Set task
Look through the data below. Pick out the lines holding the string "styles".

┄┄┄┄┄┄

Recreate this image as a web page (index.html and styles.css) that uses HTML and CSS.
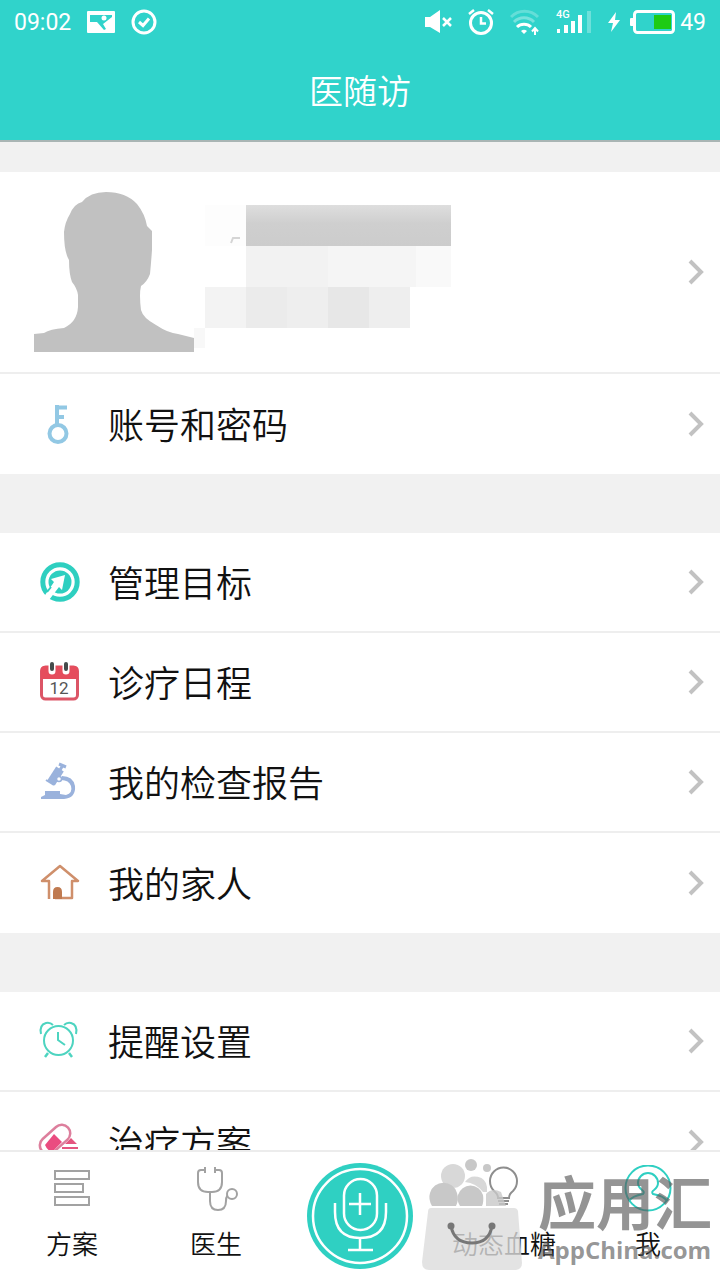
FILE: index.html
```html
<!DOCTYPE html>
<html lang="zh-CN">
<head>
  <meta charset="UTF-8" />
  <meta name="viewport" content="width=device-width, initial-scale=1.0" />
  <title>医随访</title>
  <link rel="stylesheet" href="styles.css">
</head>
<body>
  <svg class="defs" aria-hidden="true">
    <symbol id="chevron" viewBox="0 0 16 26">
      <path d="M2 2 L13 13 L2 24" fill="none" stroke="#c2c2c2" stroke-width="4"/>
    </symbol>
  </svg>

  <div class="app">
    <header class="header">
      <div class="status-bar">
        <div class="status-left">
          <span>09:02</span>
          <svg width="28" height="22" viewBox="0 0 28 22">
            <rect x="0" y="0" width="28" height="22" rx="1" fill="#fff"/>
            <path d="M3 4 H25 V6 L16 13 L19 18 L17 19 L10 11 L3 11 Z" fill="#30d3cb"/>
            <circle cx="17" cy="7" r="2.500" fill="#fff"/>
          </svg>
          <svg width="26" height="26" viewBox="0 0 26 26" fill="none" stroke="#fff" stroke-width="3">
            <circle cx="13" cy="13" r="11"/>
            <path d="M8 13 L12 16.500 L18 9.500"/>
          </svg>
        </div>
        <div class="status-right">
          <svg width="28" height="24" viewBox="0 0 28 24">
            <path d="M1 7 H6 L16 0 V23 L6 17 H1 Z" fill="#fff"/>
            <path d="M19 8 L27 16 M27 8 L19 16" stroke="#fff" stroke-width="2.500"/>
          </svg>
          <svg width="26" height="28" viewBox="0 0 26 28" fill="none" stroke="#fff">
            <circle cx="13" cy="15" r="10.500" stroke-width="3"/>
            <path d="M13 9 V15.500 H18" stroke-width="2.500"/>
            <path d="M1 6 L6 2 M25 6 L20 2" stroke-width="2.500"/>
          </svg>
          <svg width="30" height="26" viewBox="0 0 30 26" fill="none" stroke="#fff">
            <path d="M1 8 A19 19 0 0 1 28 8" stroke-width="3" opacity=".25"/>
            <path d="M4 13 A14 14 0 0 1 24 13" stroke-width="3" opacity=".35"/>
            <path d="M7 18 A10 10 0 0 1 21 18" stroke-width="3"/>
            <path d="M11 22 A4.500 4.500 0 0 1 17 22 L14 25 Z" fill="#fff" stroke="none"/>
            <path d="M25 26 V20 M22 22.500 L25 19 L28 22.500" stroke-width="2"/>
          </svg>
          <svg width="36" height="26" viewBox="0 0 36 26" fill="#fff">
            <text x="0" y="9" class="net-label">4G</text>
            <rect x="1" y="20" width="3" height="4"/>
            <rect x="8" y="16" width="4" height="8"/>
            <rect x="15" y="12" width="4" height="12"/>
            <rect x="22" y="6" width="4" height="18"/>
            <rect x="31" y="2" width="4" height="22" opacity=".3"/>
          </svg>
          <svg class="status-bolt" width="12" height="20" viewBox="0 0 12 20">
            <path d="M8 0 L0 11 H5 L3 20 L12 8 H7 Z" fill="#fff"/>
          </svg>
          <svg width="46" height="24" viewBox="0 0 46 24">
            <rect x="0" y="8" width="4" height="8" rx="1" fill="#fff"/>
            <rect x="4.500" y="1.500" width="39" height="21" rx="3" fill="none" stroke="#fff" stroke-width="3"/>
            <rect x="24" y="5" width="17" height="14" fill="#1ecb14"/>
          </svg>
          <span>49</span>
        </div>
      </div>
      <h1 class="title">医随访</h1>
    </header>

    <main class="content">
      <section class="group">
        <a class="profile" href="#">
          <svg width="160" height="160" viewBox="0 0 160 160">
            <path d="M0 160 V142 L10 141 Q16 137 30 136 Q43 130 44 115 V103 Q43 96 38 90 Q35 82 35 68 Q30 60 30 40 Q31 30 36 22 Q40 12 48 10 Q56 0 72 0 Q92 0 103 12 Q111 22 113 34 L118 39 V58 Q117 72 116 82 Q113 90 107 94 Q105 102 107 118 Q109 126 122 133 Q134 141 144 142 L160 146 V160 Z" fill="#c1c1c1"/>
          </svg>
          <svg class="masked-name" width="270" height="160" viewBox="0 0 270 160">
            <defs>
              <linearGradient id="mask-shade" x1="0" y1="0" x2="0" y2="1">
                <stop offset="0" stop-color="#dedede"/>
                <stop offset=".45" stop-color="#cfcfcf"/>
                <stop offset="1" stop-color="#cccccc"/>
              </linearGradient>
            </defs>
            <rect x="11" y="13" width="41" height="41" fill="#fdfdfd"/>
            <path d="M37 51 L39 46 L46 46" fill="none" stroke="#d5d5d5" stroke-width="2"/>
            <rect x="52" y="13" width="205" height="41" fill="url(#mask-shade)"/>
            <rect x="52" y="54" width="82" height="41" fill="#f2f2f2"/>
            <rect x="134" y="54" width="88" height="41" fill="#f5f5f5"/>
            <rect x="222" y="54" width="35" height="41" fill="#f9f9f9"/>
            <rect x="11" y="95" width="41" height="41" fill="#f3f3f3"/>
            <rect x="52" y="95" width="41" height="41" fill="#ebebeb"/>
            <rect x="93" y="95" width="41" height="41" fill="#eeeeee"/>
            <rect x="134" y="95" width="41" height="41" fill="#e7e7e7"/>
            <rect x="175" y="95" width="41" height="41" fill="#eeeeee"/>
            <rect x="0" y="136" width="11" height="20" fill="#f8f8f8"/>
          </svg>
          <svg class="chevron"><use href="#chevron"/></svg>
        </a>
        <a class="row" href="#">
          <svg class="icon" viewBox="0 0 40 40">
            <path d="M17 1 V21 M16 3.500 H27 M17 13 H24" fill="none" stroke="#92c8e4" stroke-width="4"/>
            <circle cx="18" cy="29.500" r="8.500" fill="none" stroke="#92c8e4" stroke-width="4"/>
          </svg>
          <span class="row-label">账号和密码</span>
          <svg class="chevron"><use href="#chevron"/></svg>
        </a>
      </section>

      <section class="group">
        <a class="row" href="#">
          <svg class="icon" viewBox="0 0 40 40">
            <circle cx="20" cy="20" r="17.200" fill="none" stroke="#2ecfc0" stroke-width="5"/>
            <circle cx="20" cy="20" r="11.500" fill="#2ecfc0"/>
            <path d="M3 36 L12 23 L14 20 L11 17 L25 13 L22 28 L19 25 L9 38 Z" fill="#fff"/>
            <path d="M7 30 L11 25" stroke="#2ecfc0" stroke-width="2"/>
          </svg>
          <span class="row-label">管理目标</span>
          <svg class="chevron"><use href="#chevron"/></svg>
        </a>
        <a class="row" href="#">
          <svg class="icon" viewBox="0 0 40 40">
            <rect x="1.500" y="5" width="36" height="32" rx="4" fill="#fff" stroke="#dc5566" stroke-width="3"/>
            <path d="M1 17 V8 Q1 4 5 4 H34 Q38 4 38 8 V17 Z" fill="#e54d5d"/>
            <path d="M12 0 V9 M26 0 V9" stroke="#fff" stroke-width="7" stroke-linecap="round"/>
            <path d="M12 2 V7 M26 2 V7" stroke="#444b4b" stroke-width="4" stroke-linecap="round"/>
            <text x="19" y="32" text-anchor="middle" class="cal-day">12</text>
          </svg>
          <span class="row-label">诊疗日程</span>
          <svg class="chevron"><use href="#chevron"/></svg>
        </a>
        <a class="row" href="#">
          <svg class="icon" viewBox="0 0 40 40" fill="none" stroke="#9ab2dc">
            <path d="M1 37 V35 L5 33 V29 H20 V32 L26 33 Q33 31 31 24 Q29 18 21 18 L22 14 Q33 14 35 24 Q36 36 24 37 Z" fill="#9ab2dc" stroke="none"/>
            <path d="M20 7 L11 21" stroke-width="9"/>
            <path d="M20 8 L23 3 M19 2 L26 5" stroke-width="3"/>
            <path d="M6 18 L14 23" stroke-width="2"/>
            <circle cx="19" cy="17" r="2.500" fill="#fff" stroke-width="1.500"/>
          </svg>
          <span class="row-label">我的检查报告</span>
          <svg class="chevron"><use href="#chevron"/></svg>
        </a>
        <a class="row" href="#">
          <svg class="icon" viewBox="0 0 40 40" fill="none" stroke="#cf8f6b" stroke-width="2.500">
            <path d="M9 36 V18 H2 L20 3 L38 18 H32 V35 H15" stroke-linejoin="round"/>
            <path d="M13 36 V29 Q13 24 17.500 24 Q22 24 22 29 V36 Z" fill="#c07a50" stroke="none"/>
          </svg>
          <span class="row-label">我的家人</span>
          <svg class="chevron"><use href="#chevron"/></svg>
        </a>
      </section>

      <section class="group">
        <a class="row" href="#">
          <svg class="icon" viewBox="0 0 40 40" fill="none" stroke="#4dd4c0" stroke-width="2">
            <circle cx="18.500" cy="19.500" r="14.500"/>
            <path d="M18 11 V19 L25 24"/>
            <path d="M1 13 Q-1 4 6 2 Q10 1 13 4 M36 13 Q38 4 31 2 Q27 1 24 4"/>
            <path d="M8 32 L5 36 M29 32 L32 36" stroke-width="2.500"/>
          </svg>
          <span class="row-label">提醒设置</span>
          <svg class="chevron"><use href="#chevron"/></svg>
        </a>
        <a class="row" href="#">
          <svg class="icon" viewBox="0 0 40 40">
            <rect x="-2" y="9" width="35" height="17" rx="8.500" transform="rotate(-42 15 18)" fill="#fff" stroke="#dd7f9d" stroke-width="2.500"/>
            <path d="M5 23 L14 12 L22 20 L13 29 Q8 30 5 23 Z" fill="#ea4c80"/>
            <path d="M25 22 L31 16 L37 22 Z M22 25 H38 V27 H22 Z" fill="#e4557f"/>
          </svg>
          <span class="row-label">治疗方案</span>
          <svg class="chevron"><use href="#chevron"/></svg>
        </a>
      </section>
    </main>

    <nav class="tab-bar">
      <a class="tab" href="#">
        <svg width="48" height="48" viewBox="0 0 48 48" fill="none" stroke="#a2a2a2" stroke-width="2">
          <rect x="7" y="6" width="34" height="8"/>
          <rect x="7" y="19" width="28" height="8"/>
          <rect x="7" y="32" width="34" height="8"/>
        </svg>
        <span>方案</span>
      </a>
      <a class="tab" href="#">
        <svg width="48" height="48" viewBox="0 0 48 48" fill="none" stroke="#a2a2a2" stroke-width="2">
          <path d="M13 2 V8 M23 2 V8 M13 5 H9 Q6 5 6 8 V17 Q6 27 16 27 H20 Q30 27 30 17 V8 Q30 5 27 5 H23"/>
          <path d="M18 27 V36 Q18 45 26 45 Q34 45 34 36 Q34 29 39 29"/>
          <circle cx="40" cy="29" r="5" fill="#fff"/>
        </svg>
        <span>医生</span>
      </a>
      <button class="mic" type="button" aria-label="语音">
        <svg width="106" height="106" viewBox="0 0 106 106" fill="none" stroke="#fff" stroke-width="2.500">
          <circle cx="53" cy="53" r="53" fill="#2fd0c2" stroke="none"/>
          <circle cx="53" cy="53" r="47"/>
          <rect x="37" y="16" width="33" height="51" rx="16.500"/>
          <path d="M53 30 V52 M42 41 H64"/>
          <path d="M28 40 V49 Q28 75 53 75 Q79 75 79 49 V40 M53 75 V87 M41 87 H66"/>
        </svg>
      </button>
      <a class="tab" href="#">
        <svg width="48" height="48" viewBox="0 0 48 48" fill="none" stroke="#8e8e8e" stroke-width="2">
          <path d="M18 33 Q18 29 14 26 Q10 22 10 16 A13.500 13.500 0 0 1 37 16 Q37 22 33 26 Q29 29 29 33 Z"/>
          <path d="M18 36 H29 M19 39 H28"/>
        </svg>
        <span>动态血糖</span>
      </a>
      <a class="tab" href="#">
        <svg width="48" height="48" viewBox="0 0 48 48" fill="none" stroke="#2fcfc2" stroke-width="2">
          <circle cx="24" cy="23" r="22.500"/>
          <path d="M5 36 Q8 31 19 29 Q21 27 18 25 Q14 22 14 18 A10 10 0 0 1 34 18 Q34 22 30 25 Q27 27 29 29 Q40 31 43 36"/>
        </svg>
        <span>我</span>
      </a>

      <div class="watermark">
        <svg width="102" height="112" viewBox="0 0 102 112">
          <g fill="#c8c8c8">
            <circle cx="31" cy="17" r="12" opacity=".7"/>
            <circle cx="49" cy="6" r="6"/>
            <circle cx="65" cy="9" r="4"/>
            <path d="M43 23 A12 12 0 0 1 65 28 V33 H61 Q54 24 43 23 Z" opacity=".7"/>
            <path d="M10 47 Q6 40 8 34 A14 14 0 0 1 35 34 Q37 41 34 47 Z"/>
            <path d="M38 47 Q34 40 36 36 A13 13 0 0 1 61 36 Q62 43 60 47 Z"/>
            <path d="M64 47 V35 Q70 28 79 33 L84 47 Z" opacity=".8"/>
          </g>
          <path d="M9 49 H92 Q95 49 96 52 L100 104 Q100 110 94 111 H7 Q0 111 0 103 L6 53 Q6 49 9 49 Z" fill="#dcdcdc" opacity=".8"/>
          <g fill="#777">
            <circle cx="29" cy="67" r="3.500"/>
            <circle cx="70" cy="67" r="3.500"/>
            <path d="M29 67 Q32 84 50 84 Q67 84 70 67" fill="none" stroke="#777" stroke-width="3"/>
          </g>
        </svg>
        <div class="watermark-text">
          <span class="watermark-name">应用汇</span>
          <span class="watermark-site">AppChina.com</span>
        </div>
      </div>
    </nav>
  </div>
</body>
</html>
```

FILE: styles.css
```css
* {
  margin: 0;
  padding: 0;
  box-sizing: border-box;
}
body {
  font-family: Roboto, 'Noto Sans CJK SC', sans-serif;
  background: #f1f1f1;
  color: #111;
}
a {
  color: inherit;
  text-decoration: none;
}
svg {
  display: block;
  flex-shrink: 0;
}
.defs {
  position: absolute;
  width: 0;
  height: 0;
}
.app {
  display: flex;
  flex-direction: column;
  height: 100vh;
}

/* Header */
.header {
  flex-shrink: 0;
  background: #30d3cb;
  border-bottom: 2px solid #a9b5b4;
  color: #fff;
}
.status-bar {
  display: flex;
  align-items: center;
  justify-content: space-between;
  height: 44px;
  padding: 0 14px;
  font-size: 23px;
}
.status-left,
.status-right {
  display: flex;
  align-items: center;
}
.status-left {
  gap: 16px;
}
.status-right {
  gap: 16px;
}
.status-right span {
  margin-left: -12px;
}
.status-bolt {
  margin-right: -6px;
}
.net-label {
  font-size: 11px;
  font-weight: 500;
}
.title {
  font-size: 34px;
  font-weight: 350;
  line-height: 96px;
  text-align: center;
}

/* List */
.content {
  flex: 1;
  min-height: 0;
  padding-top: 30px;
  overflow-y: auto;
  scrollbar-width: none;
}
.group {
  margin-bottom: 59px;
  background: #fff;
}
.profile,
.row {
  display: flex;
  align-items: center;
  padding: 0 16px 0 40px;
  border-bottom: 2px solid #eee;
}
.profile {
  padding: 20px 16px 20px 34px;
}
.row {
  height: 100px;
  gap: 28px;
  font-size: 36px;
  font-weight: 350;
  line-height: 48px;
}
.row:last-child {
  border-bottom: none;
}
.row-label {
  padding-top: 6px;
}
.icon {
  width: 40px;
  height: 40px;
  overflow: visible;
}
.chevron {
  width: 16px;
  height: 26px;
  margin-left: auto;
}
.cal-day {
  font-size: 17px;
  font-weight: 400;
  fill: #555;
}

/* Bottom tabs */
.tab-bar {
  position: relative;
  flex-shrink: 0;
  display: grid;
  grid-template-columns: repeat(5, 1fr);
  height: 130px;
  background: #fff;
  border-top: 2px solid #ececec;
}
.tab {
  display: flex;
  flex-direction: column;
  align-items: center;
  gap: 14px;
  padding-top: 13px;
  font-size: 26px;
  font-weight: 350;
  line-height: 36px;
}
.mic {
  justify-self: center;
  align-self: center;
  border: none;
  border-radius: 50%;
  background: none;
  cursor: pointer;
}

/* Store badge over the tabs */
.watermark {
  position: absolute;
  right: 8px;
  bottom: 9px;
  display: flex;
  gap: 14px;
  pointer-events: none;
}
.watermark-text {
  display: flex;
  flex-direction: column;
  padding-top: 16px;
  color: rgba(90, 90, 90, 0.65);
  font-weight: 700;
}
.watermark-name {
  font-size: 58px;
  line-height: 60px;
}
.watermark-site {
  font-family: 'Open Sans', sans-serif;
  font-size: 24px;
  line-height: 30px;
}
```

┄┄┄┄┄┄

Answer to the problem
Recreate this image as a web page (index.html and styles.css) that uses HTML and CSS.
  <link rel="stylesheet" href="styles.css">
FILE: styles.css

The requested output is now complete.